Two households, both alike in dignity,
In fair Verona, where we lay our scene,
From ancient grudge break to new mutiny,
Where civil blood makes civil hands unclean.
From forth the fatal loins of these two foes
A pair of star-cross’d lovers take their life;
Whose misadventur’d piteous overthrows
Doth with their death bury their parents’ strife.
The fearful passage of their death-mark’d love,
And the continuance of their parents’ rage,
Which, but their children’s end, nought could remove,
Is now the two hours’ traffic of our stage;
The which if you with patient ears attend,
What here shall miss, our toil shall strive to mend.
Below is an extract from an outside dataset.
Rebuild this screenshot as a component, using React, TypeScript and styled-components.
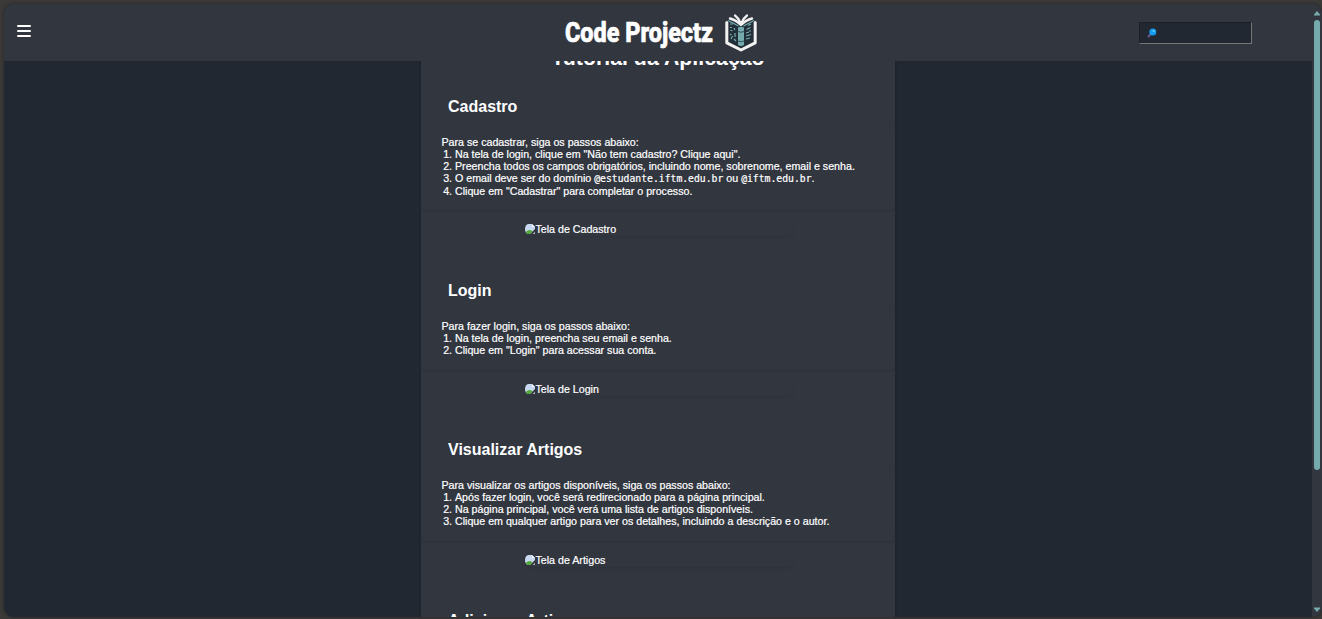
import React from "react";
import styled, { createGlobalStyle } from "styled-components";

const Global = createGlobalStyle`
  *{box-sizing:border-box}
  html,body{margin:0;padding:0;height:100%;overflow:hidden;background:#3b3a39}
  body{font-family:"Liberation Sans",Arial,sans-serif;color:#fff}
`;
const Page = styled.div`height:619px;width:1322px;padding:4px 0 2px 4px;`;
const Frame = styled.div`
  height:613px;display:flex;border-radius:9px;overflow:hidden;background:#222831;
  box-shadow:0 0 4px rgba(0,0,0,.35);
`;
const Main = styled.div`flex:1;display:flex;flex-direction:column;min-width:0;`;
const Header = styled.header`
  height:57px;flex:none;background:#32363f;display:grid;
  grid-template-columns:1fr 196px 1fr;align-items:center;
`;
const MenuButton = styled.button`
  width:14px;height:12px;margin:-3px 0 0 13px;padding:0;border:0;background:none;
  display:flex;flex-direction:column;justify-content:space-between;
`;
const Bar = styled.span`height:2px;width:14px;background:#fff;border-radius:1px;`;
const Logo = styled.svg`width:200px;height:48px;display:block;margin-top:-1px;`;
const Search = styled.div`
  justify-self:end;margin:1px 60px 0 0;width:113px;height:22px;background:#222831;
  border:1px solid;border-color:#1d2025 #767676 #767676 #1d2025;
  display:flex;align-items:center;padding-left:7px;
`;
const Body = styled.div`flex:1;overflow:hidden;display:flex;justify-content:center;min-height:0;`;
const Column = styled.main`width:474px;flex:none;background:#32363f;box-shadow:0 0 3px rgba(0,0,0,.2);overflow:hidden;`;
const Title = styled.h1`
  margin:-15px 0 0;height:24px;line-height:24px;font-size:21.33px;text-align:center;white-space:nowrap;
`;
const Sections = styled.div`padding-top:27px;`;
const Section = styled.section<{ $h: number }>`height:${p => p.$h}px;`;
const Heading = styled.h2`margin:0;height:36px;line-height:20px;font-size:16px;padding-left:27px;`;
const Card = styled.div<{ $h: number }>`
  height:${p => p.$h}px;margin-top:-8px;padding:11px 0 0 20.5px;border-radius:6px;
  box-shadow:0 1px 3px rgba(0,0,0,.12);font-size:10.67px;line-height:12px;white-space:nowrap;
  -webkit-text-stroke:.2px #fff;
`;
const Text = styled.p`margin:0;`;
const List = styled.ol`margin:0;padding:0 0 0 13.5px;`;
const Code = styled.code`font-family:"DejaVu Sans Mono",monospace;font-size:9.75px;`;
const Shot = styled.div`
  width:268px;height:14px;margin:12px 0 0 104px;border-radius:6px;
  box-shadow:0 1px 3px rgba(0,0,0,.1);display:flex;align-items:center;
  font-size:10.67px;line-height:12px;-webkit-text-stroke:.2px #fff;
`;
const Track = styled.div`
  width:10px;flex:none;background:#32363f;display:flex;flex-direction:column;align-items:center;
  padding:6px 0 4px;
`;
const Thumb = styled.div`width:6px;height:450px;margin-top:4px;border-radius:3px;background:#76abae;`;
const Arrow = styled.svg<{ $end?: boolean }>`width:6px;height:6px;flex:none;margin-top:${p => (p.$end ? "auto" : "0")};`;

const Broken = () => (
  <svg width="10.5" height="12" viewBox="0 0 10.5 12">
    <path d="M3 1H7L10 4V6L5 11H3Q0 10 0 6Q0 2 3 1Z" fill="#c8d8f0" />
    <path d="M7 1L10 4H7Z" fill="#fff" />
    <path d="M.7 9Q4 5.5 7.5 8.2L5 11H3Q1.2 10.5 .7 9Z" fill="#53a83c" />
    <path d="M7.5 11L10 8.7V11Z" fill="#aab0b8" />
  </svg>
);

const Book = () => (
  <g>
    <path d="M169 11L181 18L193 11V34L181 40L169 34Z" fill="#222f39" />
    <path d="M166.8 14.5V34.8L181 42L195.2 34.8V14.5" fill="none" stroke="#f2f2f2" strokeWidth="3" strokeLinejoin="round" strokeLinecap="round" />
    <path d="M168 12.5L178.5 18M194 12.5L183.5 18" stroke="#76abae" strokeWidth="1.2" />
    <path d="M181 17Q176 12 170 10.5M181 17Q186 12 192 10.5" fill="none" stroke="#f2f2f2" strokeWidth="2.4" strokeLinecap="round" />
    <path d="M180.5 15Q178.5 10 175 7.5M181.5 15Q183.5 10 187 7.5" fill="none" stroke="#f2f2f2" strokeWidth="2.2" strokeLinecap="round" />
    <path d="M178 19.5Q181 18 184 19.5V37Q181 39 178 37Z" fill="#76abae" />
    <path d="M178 23.5Q181 25 184 23.5M178 33Q181 34.5 184 33" fill="none" stroke="#35525c" />
    <path d="M170 16h3M170 19.5h2M174.5 20v2M170.5 22.5h2M170 26l1.5 1M175 25v4M172.5 28l-1.5 3M174 31l2 2M191 16l-3 1.5M190.5 19.5l-4 2M191 23h-2M186 25l3-1M191 26.5l-5 1.5M186 31l4-1" stroke="#76abae" strokeWidth="1.2" />
  </g>
);

type Part = { title: string; intro: string; steps: React.ReactNode[]; alt: string; height: number; card: number };
const parts: Part[] = [
  {
    title: "Cadastro", intro: "Para se cadastrar, siga os passos abaixo:", alt: "Tela de Cadastro", height: 184, card: 85,
    steps: [
      'Na tela de login, clique em "Não tem cadastro? Clique aqui".',
      "Preencha todos os campos obrigatórios, incluindo nome, sobrenome, email e senha.",
      <>O email deve ser do domínio <Code>@estudante.iftm.edu.br</Code> ou <Code>@iftm.edu.br</Code>.</>,
      'Clique em "Cadastrar" para completar o processo.',
    ],
  },
  {
    title: "Login", intro: "Para fazer login, siga os passos abaixo:", alt: "Tela de Login", height: 159, card: 61,
    steps: ["Na tela de login, preencha seu email e senha.", 'Clique em "Login" para acessar sua conta.'],
  },
  {
    title: "Visualizar Artigos", intro: "Para visualizar os artigos disponíveis, siga os passos abaixo:", alt: "Tela de Artigos", height: 171, card: 73,
    steps: [
      "Após fazer login, você será redirecionado para a página principal.",
      "Na página principal, você verá uma lista de artigos disponíveis.",
      "Clique em qualquer artigo para ver os detalhes, incluindo a descrição e o autor.",
    ],
  },
];

export default function App() {
  return (
    <Page>
      <Global />
      <Frame>
        <Main>
          <Header>
            <MenuButton aria-label="Menu"><Bar /><Bar /><Bar /></MenuButton>
            <Logo viewBox="0 0 200 48">
              <text x="5" y="33.5" fontFamily="Roboto, sans-serif" fontWeight="800" fontSize="27.5" textLength="148" lengthAdjust="spacingAndGlyphs" fill="#fff" stroke="#fff" strokeWidth=".7" strokeLinejoin="round">Code Projectz</text>
              <Book />
            </Logo>
            <Search>
              <svg width="10" height="10" viewBox="0 0 10 10">
                <path d="M1.5 8.5L4 6" stroke="#6b5690" strokeWidth="2" strokeLinecap="round" />
                <circle cx="5.8" cy="4" r="3.5" fill="#149cf0" />
                <circle cx="6.6" cy="3" r="1" fill="#76d5ff" />
              </svg>
            </Search>
          </Header>
          <Body>
            <Column>
              <Title>Tutorial da Aplicação</Title>
              <Sections>
                {parts.map(p => (
                  <Section key={p.title} $h={p.height}>
                    <Heading>{p.title}</Heading>
                    <Card $h={p.card}>
                      <Text>{p.intro}</Text>
                      <List>{p.steps.map((s, i) => <li key={i}>{s}</li>)}</List>
                    </Card>
                    <Shot><Broken />{p.alt}</Shot>
                  </Section>
                ))}
                <Heading>Adicionar Artigos</Heading>
              </Sections>
            </Column>
          </Body>
        </Main>
        <Track>
          <Arrow viewBox="0 0 6 6"><path d="M0 5.5V4.5L3 1L6 4.5V5.5Z" fill="#76abae" /></Arrow>
          <Thumb />
          <Arrow $end viewBox="0 0 6 6"><path d="M0 .5V1.5L3 5L6 1.5V.5Z" fill="#76abae" /></Arrow>
        </Track>
      </Frame>
    </Page>
  );
}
Let´s analyse the prologue together
1. How many lines does the prologue have? A piece of writing with this rhyme pattern and number of syllables and lines is called a Sonnet. Find more characteristics of sonnets.
2. Which lines rhyme with each other? (Give the line numbers and the
rhyming words, e.g line 1 rhymes with line 3; ‘dignity’ and ‘mutiny’)
3. Find 4 pairs of opposites (antithesis)
4. Use a coloured pen to highlight all the words to do with love.
5. Use a different coloured pen to highlight all the words to do with
6. Use another colour to highlight the words to do with family.
7. Create a table with three columns, labelled ‘love’, ‘violence’ and ‘family.
Write the words you have found into each column.
8. What, if anything, is surprising about the number of words in each
column? Talk about all three columns.